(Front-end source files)

** BEGIN **

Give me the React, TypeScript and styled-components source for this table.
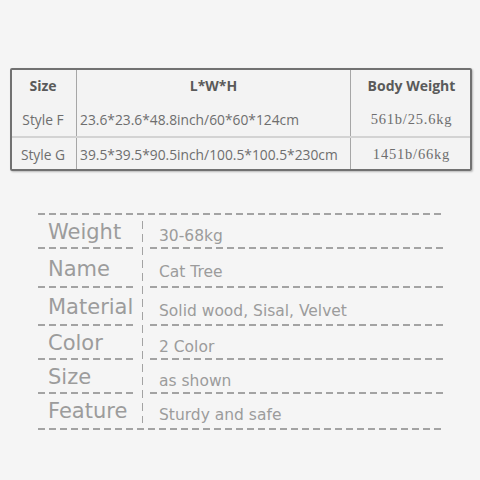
import React from 'react';
import styled, { createGlobalStyle } from 'styled-components';

const GlobalStyle = createGlobalStyle`
   html, body {
      margin: 0;
      padding: 0;
      background: #f5f5f5;
   }
`;

const Page = styled.div`
   width: 480px;
   height: 480px;
   box-sizing: border-box;
   padding: 68px 10px 0;
   background: #f5f5f5;
`;

const SizeTable = styled.table`
   width: 460px;
   border-collapse: collapse;
   background: #f3f3f3;
   outline: 2px solid #717171;
   outline-offset: -2px;
   box-shadow: 1px 1px 2px rgba(0, 0, 0, 0.25);
   border-radius: 2px;
   font-family: 'Open Sans', 'Noto Sans', sans-serif;
   table-layout: fixed;
`;

const Row = styled.tr<{ $height: number }>`
   height: ${(p) => p.$height}px;
   & + & > * {
      border-top: 2px solid #d3d3d3;
   }
`;

const HeadCell = styled.th<{ $width: number }>`
   width: ${(p) => p.$width}px;
   padding: 0;
   font-size: 14px;
   font-weight: 700;
   color: #5a5a5a;
   text-align: center;
   vertical-align: middle;
   & + & {
      border-left: 1px solid #a6a6a6;
   }
`;

const Cell = styled.td<{ $align?: 'left' | 'center'; $serif?: boolean }>`
   padding: 0 0 0 ${(p) => (p.$align === 'left' ? 3 : 0)}px;
   font-size: 13.8px;
   color: #6e6e6e;
   text-align: ${(p) => p.$align ?? 'center'};
   vertical-align: middle;
   white-space: nowrap;
   ${(p) =>
      p.$serif &&
      `
      font-family: 'Liberation Serif', serif;
      font-size: 14.5px;
      letter-spacing: 0.8px;
   `}
   & + & {
      border-left: 1px solid #a6a6a6;
   }
`;

const dashH = 'repeating-linear-gradient(to right, #a3a3a3 0 7px, transparent 7px 11px)';
const dashV = 'repeating-linear-gradient(to bottom, #a3a3a3 0 8px, transparent 8px 13px)';

const Spec = styled.div`
   display: grid;
   grid-template-columns: 97px 15px 1fr;
   grid-template-rows: 34px 39px 38px 34px 34px 34px;
   width: 405px;
   margin: 42px 0 0 28px;
   padding: 2px 0;
   background: ${dashH} top left / 100% 2px no-repeat, ${dashH} bottom left / 100% 2px no-repeat;
   font-family: 'DejaVu Sans', Verdana, sans-serif;
   color: #9c9c9c;
`;

const Label = styled.div<{ $row: number; $last?: boolean }>`
   grid-column: 1;
   grid-row: ${(p) => p.$row};
   display: flex;
   align-items: center;
   padding: 0 0 0 10px;
   font-size: 21px;
   white-space: nowrap;
   background: ${(p) => (p.$last ? 'none' : `${dashH} bottom left / 100% 2px no-repeat`)};
`;

const Value = styled.div<{ $row: number; $last?: boolean }>`
   grid-column: 3;
   grid-row: ${(p) => p.$row};
   display: flex;
   align-items: center;
   padding: 7px 0 0 9px;
   font-size: 15.5px;
   white-space: nowrap;
   background: ${(p) => (p.$last ? 'none' : `${dashH} bottom left / 100% 2px no-repeat`)};
`;

const Divider = styled.div`
   grid-column: 2;
   grid-row: 1 / -1;
   justify-self: center;
   width: 1.5px;
   margin: 6px 0 5px;
   background: ${dashV};
`;

const sizes = [
   { name: 'Style F', dims: '23.6*23.6*48.8inch/60*60*124cm', weight: '561b/25.6kg' },
   { name: 'Style G', dims: '39.5*39.5*90.5inch/100.5*100.5*230cm', weight: '1451b/66kg' },
];

const specs = [
   ['Weight', '30-68kg'],
   ['Name', 'Cat Tree'],
   ['Material', 'Solid wood, Sisal, Velvet'],
   ['Color', '2 Color'],
   ['Size', 'as shown'],
   ['Feature', 'Sturdy and safe'],
];

export default function App() {
   return (
      <Page>
         <GlobalStyle />
         <SizeTable>
            <thead>
               <Row $height={35}>
                  <HeadCell $width={66}>Size</HeadCell>
                  <HeadCell $width={273}>L*W*H</HeadCell>
                  <HeadCell $width={121}>Body Weight</HeadCell>
               </Row>
            </thead>
            <tbody>
               {sizes.map((s) => (
                  <Row key={s.name} $height={34}>
                     <Cell>{s.name}</Cell>
                     <Cell $align="left">{s.dims}</Cell>
                     <Cell $serif>{s.weight}</Cell>
                  </Row>
               ))}
            </tbody>
         </SizeTable>
         <Spec>
            {specs.map(([label, value], i) => (
               <React.Fragment key={label}>
                  <Label $row={i + 1} $last={i === specs.length - 1}>
                     {label}
                  </Label>
                  <Value $row={i + 1} $last={i === specs.length - 1}>
                     {value}
                  </Value>
               </React.Fragment>
            ))}
            <Divider />
         </Spec>
      </Page>
   );
}
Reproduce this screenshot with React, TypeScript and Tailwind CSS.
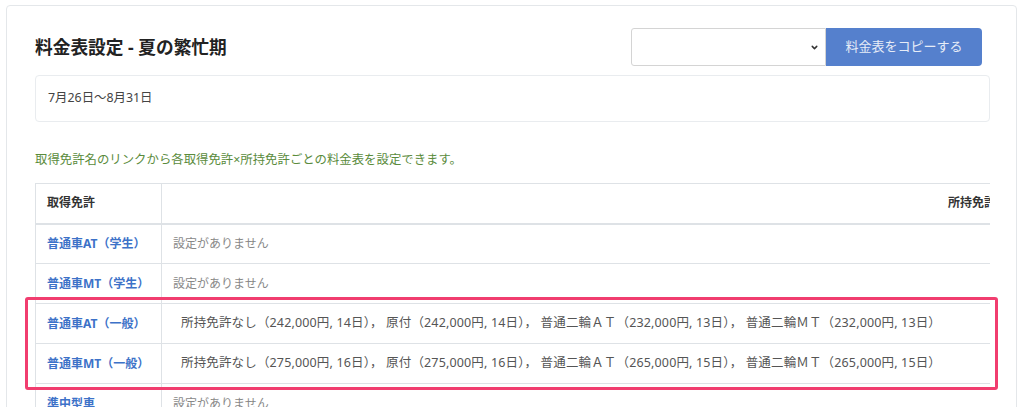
import { ChevronDown } from "lucide-react"

type Row = {
  name: string
  prices?: { label: string; price: string; days: string }[]
}

const rows: Row[] = [
  { name: "普通車AT（学生）" },
  { name: "普通車MT（学生）" },
  {
    name: "普通車AT（一般）",
    prices: [
      { label: "所持免許なし", price: "242,000円", days: "14日" },
      { label: "原付", price: "242,000円", days: "14日" },
      { label: "普通二輪ＡＴ", price: "232,000円", days: "13日" },
      { label: "普通二輪ＭＴ", price: "232,000円", days: "13日" },
    ],
  },
  {
    name: "普通車MT（一般）",
    prices: [
      { label: "所持免許なし", price: "275,000円", days: "16日" },
      { label: "原付", price: "275,000円", days: "16日" },
      { label: "普通二輪ＡＴ", price: "265,000円", days: "15日" },
      { label: "普通二輪ＭＴ", price: "265,000円", days: "15日" },
    ],
  },
  { name: "準中型車" },
]

export default function App() {
  return (
    <div
      className="relative h-[407px] overflow-hidden bg-white pt-[5px] pl-[6px] pr-[7px]"
      style={{ fontFamily: '"Noto Sans", "Noto Sans CJK JP", sans-serif' }}
    >
      <div className="rounded-[4px] border border-[#e4e7ea] bg-white pt-[22px] pl-[28px] pr-[26px] pb-6">
        {/* Header */}
        <div className="flex h-[38px] items-center justify-between">
          <h1 className="text-[17.7px] font-bold text-[#222]">料金表設定 - 夏の繁忙期</h1>
          <div className="mr-[8px] flex h-[38px]">
            <div className="relative h-[38px] w-[195px] rounded-l-[3px] border border-[#d4d4d4] bg-white">
              <ChevronDown
                className="absolute right-[6px] top-[14px] h-[9px] w-[9px] text-[#333]"
                strokeWidth={4}
              />
            </div>
            <button className="h-[38px] w-[156px] rounded-r-[4px] bg-[#5580cd] text-[13px] text-[#e6ecf7]">
              料金表をコピーする
            </button>
          </div>
        </div>

        {/* Period */}
        <div className="mt-[9px] flex h-[47px] items-center rounded-[4px] border border-[#e9ecef] px-[12px] text-[12.4px] text-[#444]">
          7月26日〜8月31日
        </div>

        <p className="mt-[29px] text-[12.4px] leading-[18px] text-[#5a8b3c]">
          取得免許名のリンクから各取得免許×所持免許ごとの料金表を設定できます。
        </p>

        {/* Table */}
        <div className="mt-[14px] overflow-hidden">
          <table className="w-[1748px] border-collapse text-[12px]">
            <thead>
              <tr className="h-[40px]">
                <th className="w-[126px] border border-b-2 border-[#dee2e6] px-[11px] text-left font-bold text-[#333]">
                  取得免許
                </th>
                <th className="border border-b-2 border-[#dee2e6] px-[11px] text-center font-bold text-[#333]">
                  所持免許
                </th>
              </tr>
            </thead>
            <tbody>
              {rows.map((row) => (
                <tr key={row.name} className="h-[40px]">
                  <td className="border border-[#dee2e6] px-[11px] font-bold text-[#3d72c8]">
                    {row.name}
                  </td>
                  <td className="border border-[#dee2e6] px-[11px]">
                    {row.prices ? (
                      <span className="pl-[8px] text-[12.5px] tracking-[0.15px] text-[#555]">
                        {row.prices
                          .map((p) => `${p.label}（${p.price}, ${p.days}）`)
                          .join("， ")}
                      </span>
                    ) : (
                      <span className="text-[#888]">設定がありません</span>
                    )}
                  </td>
                </tr>
              ))}
            </tbody>
          </table>
        </div>
      </div>

      {/* Highlight annotation */}
      <div className="absolute left-[25px] top-[297px] h-[93px] w-[973px] rounded-[3px] border-[3px] border-[#f13d6f]" />
    </div>
  )
}
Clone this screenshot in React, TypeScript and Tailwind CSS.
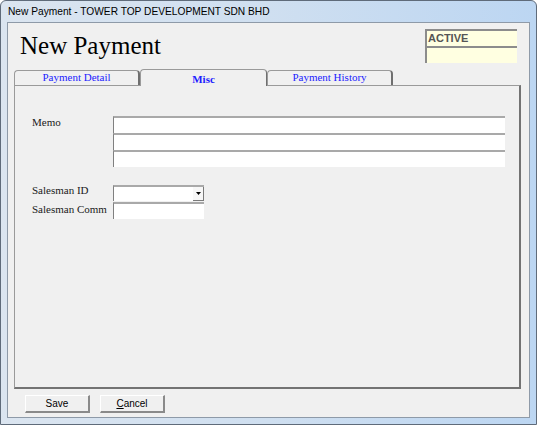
import React from 'react';

const serif = { fontFamily: '"Liberation Serif", "Times New Roman", serif' };
const sans = { fontFamily: '"Liberation Sans", Arial, sans-serif' };

function Tab({ label, active, width }: { label: string; active?: boolean; width: number }) {
    if (active) {
        return (
            <div
                className="relative z-10 -mb-px h-[17px] border border-b-0 border-l-[#9a9a9a] border-t-[#9a9a9a] border-r-[#6f6f6f] rounded-t-[4px] bg-[#f0f0f0] flex items-center justify-center pt-[3px] text-[11px] font-bold text-[#1c1cff]"
                style={{ ...serif, width }}
            >
                {label}
            </div>
        );
    }
    return (
        <div
            className="h-[15px] border border-b-0 border-l-[#9a9a9a] border-t-[#9a9a9a] border-r-[#6f6f6f] border-r-2 rounded-t-[4px] bg-[#f0f0f0] flex items-center justify-center pb-[1px] text-[11px] text-[#1c1cff]"
            style={{ ...serif, width }}
        >
            {label}
        </div>
    );
}

function TextRow() {
    return <div className="h-[17px] bg-white border-t-2 border-t-[#a9a9a9] border-l border-l-[#808080]"></div>;
}

function Button({ children }: { children: React.ReactNode }) {
    return (
        <button
            className="w-[65px] h-[18px] bg-[#f0f0f0] border-t border-l border-t-white border-l-white border-r-2 border-b-2 border-r-[#8a8a8a] border-b-[#8a8a8a] text-[10px] text-black flex items-center justify-center"
            style={sans}
        >
            {children}
        </button>
    );
}

export default function App() {
    return (
        <div className="w-[537px] h-[425px] flex flex-col border border-[#5f6b7a] rounded-t-[6px] bg-gradient-to-r from-[#dbe5f0] via-[#cfdff0] to-[#bcd6f2] overflow-hidden">
            {/* title bar */}
            <div className="h-[21px] flex items-center pl-[7px] text-[10.2px] text-black" style={sans}>
                New Payment - TOWER TOP DEVELOPMENT SDN BHD
            </div>

            {/* client area */}
            <div className="flex-1 mx-[6px] mb-[6px] bg-[#f0f0f0] border border-[#8e9aa8] flex flex-col">
                {/* header */}
                <div className="h-[45px] flex justify-between items-start pl-[12px] pr-[12px] pt-[6px]">
                    <h1 className="text-[25px] leading-none mt-[4px] text-black" style={serif}>New Payment</h1>
                    <div className="w-[92px] flex flex-col" style={sans}>
                        <div className="h-[17px] bg-[#ffffe1] border-t-2 border-l-2 border-[#8c8c8c] flex items-center pl-[1px] text-[11px] font-bold text-[#555555]">
                            ACTIVE
                        </div>
                        <div className="h-[17px] bg-[#ffffe1] border-t-2 border-l-2 border-[#8c8c8c]"></div>
                    </div>
                </div>

                {/* tabs */}
                <div className="flex items-end pl-[6px] h-[17px]">
                    <Tab label="Payment Detail" width={126} />
                    <Tab label="Misc" active width={127} />
                    <Tab label="Payment History" width={126} />
                </div>

                {/* tab panel */}
                <div className="ml-[6px] w-[507px] h-[304px] border-t border-l border-[#9a9a9a] border-r-2 border-b-2 border-r-[#737373] border-b-[#737373] pt-[30px] pl-[17px]" style={serif}>
                    <div className="flex">
                        <div className="w-[81px] text-[11px] leading-[11px] text-[#1a1a1a] pt-[1px]">Memo</div>
                        <div className="w-[392px] flex flex-col">
                            <TextRow />
                            <TextRow />
                            <TextRow />
                        </div>
                    </div>

                    <div className="flex mt-[18px] items-start">
                        <div className="w-[81px] text-[11px] leading-[11px] text-[#1a1a1a] pt-[0px]">Salesman ID</div>
                        <div className="w-[91px] h-[16px] bg-white border-t-2 border-t-[#a9a9a9] border-l border-l-[#808080] flex justify-end">
                            <div className="w-[11px] h-[14px] bg-[#f7f7f7] border-r border-b border-[#7a7a7a] flex items-center justify-center">
                                <svg width="5" height="3" viewBox="0 0 5 3">
                                    <path d="M0 0 L5 0 L2.5 3 Z" fill="#000" />
                                </svg>
                            </div>
                        </div>
                    </div>

                    <div className="flex mt-[1px] items-start">
                        <div className="w-[81px] text-[11px] leading-[11px] text-[#1a1a1a] pt-[2px]">Salesman Comm</div>
                        <div className="w-[91px] h-[17px] bg-white border-t-2 border-t-[#a9a9a9] border-l border-l-[#808080]"></div>
                    </div>
                </div>

                {/* buttons */}
                <div className="flex gap-[10px] pl-[17px] pt-[6px]">
                    <Button>Save</Button>
                    <Button><span><span className="underline">C</span>ancel</span></Button>
                </div>
            </div>
        </div>
    );
}
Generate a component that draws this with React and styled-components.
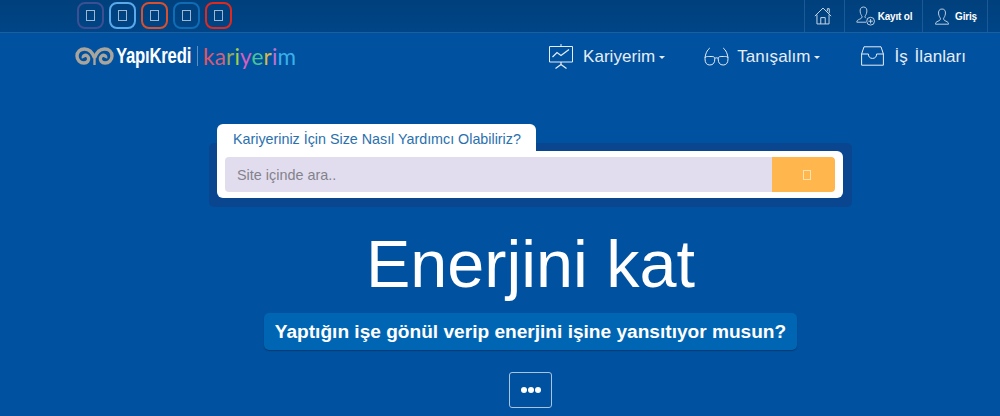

** END **

■ Prompt: Copy every line of the listing that contains the word "Tailwind".

■ The output:
Reproduce this screenshot with React, TypeScript and Tailwind CSS.
Clone this screenshot in React, TypeScript and Tailwind CSS.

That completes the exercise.